This principal will be reflected as a Subject in the Google Cloud Console webpage of the Pool.

Alternatively, grant direct resource access to the Kubernetes ServiceAccount

Workload Identity Federation for Kubernetes allows you to directly grant Kubernetes ServiceAccounts access to Google resources, without the need to impersonate a Google Service Account. This is done by granting the given IAM Roles directly to principals of the form described above for impersonation. See docs.

Some specific GCP services do not support this method. See docs.

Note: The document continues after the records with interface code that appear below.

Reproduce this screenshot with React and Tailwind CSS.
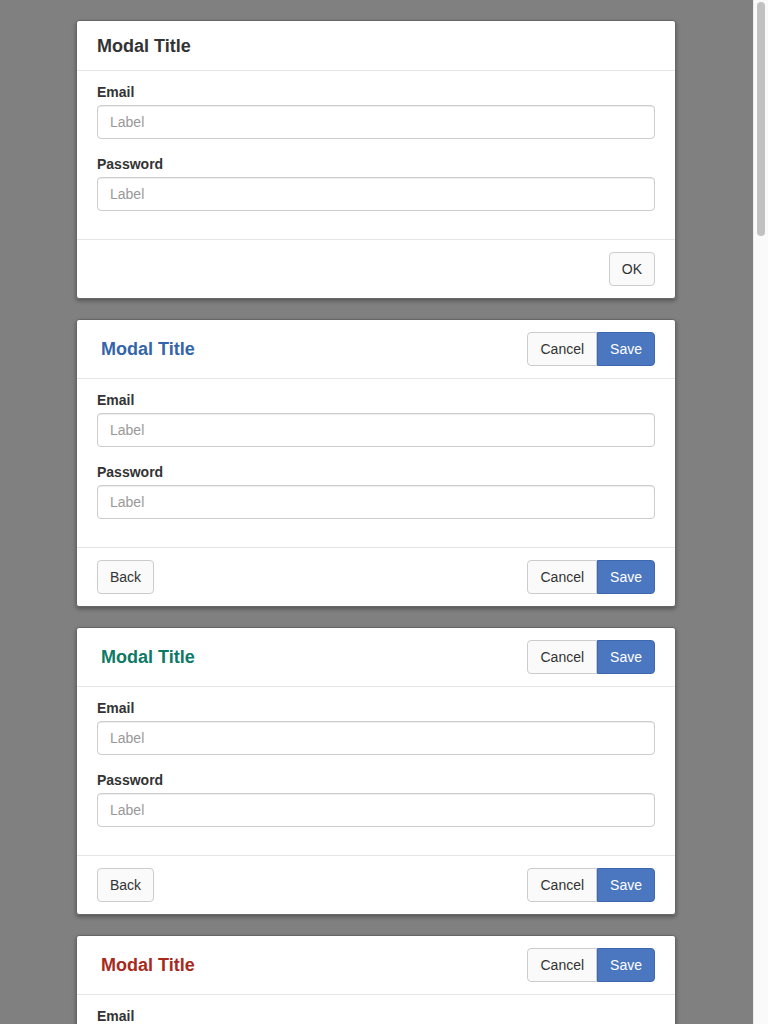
import React from "react";

function Field({ label, last }) {
  return (
    <div className={last ? "" : "mb-[15px]"}>
      <div className="text-sm leading-5 font-bold text-[#333] mb-[3px]">{label}</div>
      <input
        type="text"
        placeholder="Label"
        className="block w-full h-[34px] px-3 text-sm text-[#555] placeholder:text-[#999] bg-white border border-[#ccc] rounded-[4px] shadow-[inset_0_1px_1px_rgba(0,0,0,0.075)] outline-none"
      />
    </div>
  );
}

function Btn({ children, className = "" }) {
  return (
    <button
      type="button"
      className={
        "h-[34px] px-3 text-sm text-[#333] bg-[#fafafa] border border-[#ccc] rounded-[4px] " +
        className
      }
    >
      {children}
    </button>
  );
}

function CancelSave() {
  return (
    <div className="flex">
      <button
        type="button"
        className="h-[34px] px-3 text-sm text-[#333] bg-[#fafafa] border border-[#ccc] rounded-l-[4px]"
      >
        Cancel
      </button>
      <button
        type="button"
        className="h-[34px] px-3 text-sm text-white bg-[#4a77c0] border border-[#3d68ad] rounded-r-[4px]"
      >
        Save
      </button>
    </div>
  );
}

function Body() {
  return (
    <div className="px-5 pt-[11px] pb-[28px]">
      <Field label="Email" />
      <Field label="Password" last />
    </div>
  );
}

function Card({ children }) {
  return (
    <div className="bg-white border border-[#666] rounded-[3px] shadow-[0_2px_4px_rgba(0,0,0,0.35)] mb-5">
      {children}
    </div>
  );
}

function ColorCard({ color }) {
  return (
    <Card>
      <div className="flex items-center justify-between px-5 py-3 border-b border-[#e5e5e5]">
        <div className={"pl-1 text-[18px] leading-6 font-bold " + color}>Modal Title</div>
        <CancelSave />
      </div>
      <Body />
      <div className="flex items-center justify-between px-5 py-3 border-t border-[#e5e5e5]">
        <Btn>Back</Btn>
        <CancelSave />
      </div>
    </Card>
  );
}

export default function App() {
  return (
    <div
      className="min-h-screen bg-[#808080] pt-5 pb-[2px] pr-4"
      style={{ fontFamily: '"Liberation Sans", Arial, Helvetica, sans-serif' }}
    >
      <div className="w-[600px] mx-auto">
        <Card>
          <div className="flex items-center h-[50px] px-5 border-b border-[#e5e5e5]">
            <div className="text-[18px] leading-6 font-bold text-[#333]">Modal Title</div>
          </div>
          <Body />
          <div className="flex items-center justify-end px-5 py-3 border-t border-[#e5e5e5]">
            <Btn>OK</Btn>
          </div>
        </Card>
        <ColorCard color="text-[#3465aa]" />
        <ColorCard color="text-[#0e7a66]" />
        <ColorCard color="text-[#a82a1c]" />
      </div>
      <div className="fixed top-0 right-0 h-screen w-[15px] bg-[#fafafa] border-l border-[#ececec]">
        <div className="mt-[2px] ml-[3px] w-[8px] h-[234px] rounded-full bg-[#c1c1c1]" />
      </div>
    </div>
  );
}
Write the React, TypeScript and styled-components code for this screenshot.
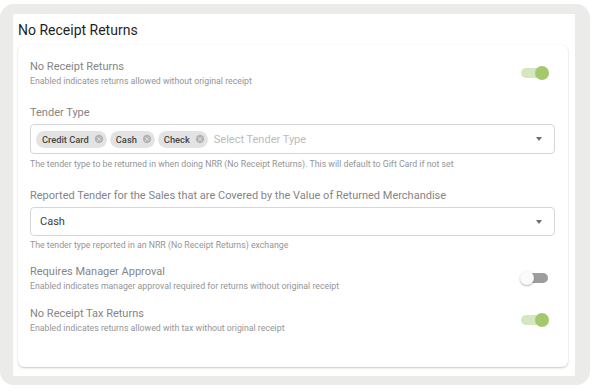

The GET /computeMetadata/v1/instance/service-accounts/default/identity API is not supported by this method. If you plan to use this API, you must use the impersonation method described above.

Deploy gke-metadata-server in your cluster

Using the Helm Chart

A Helm Chart is available in the following Helm OCI Repository:

ghcr.io/matheuscscp/gke-metadata-server-helm:{version} (GitHub Container Registry)

See the Helm Values API in the file ./helm/gke-metadata-server/values.yaml. Make sure to specify at least the full name of the Workload Identity Provider.

Using the Timoni Module

If you prefer something newer and strongly typed, a Timoni Module is available in the following Timoni OCI Repository:

ghcr.io/matheuscscp/gke-metadata-server-timoni:{version} (GitHub Container Registry)

See the Timoni Values API in the files ./timoni/gke-metadata-server/templates/config.tpl.cue and ./timoni/gke-metadata-server/templates/settings.cue. Make sure to specify at least the full name of the Workload Identity Provider.

Using only the container image (with your own Kubernetes manifests)

Alternatively, you can write your own Kubernetes manifests and consume only the container image:

ghcr.io/matheuscscp/gke-metadata-server:{version} (GitHub Container Registry)

Verify the OCI artifacts

For verifying the OCI artifacts above, use the cosign CLI tool.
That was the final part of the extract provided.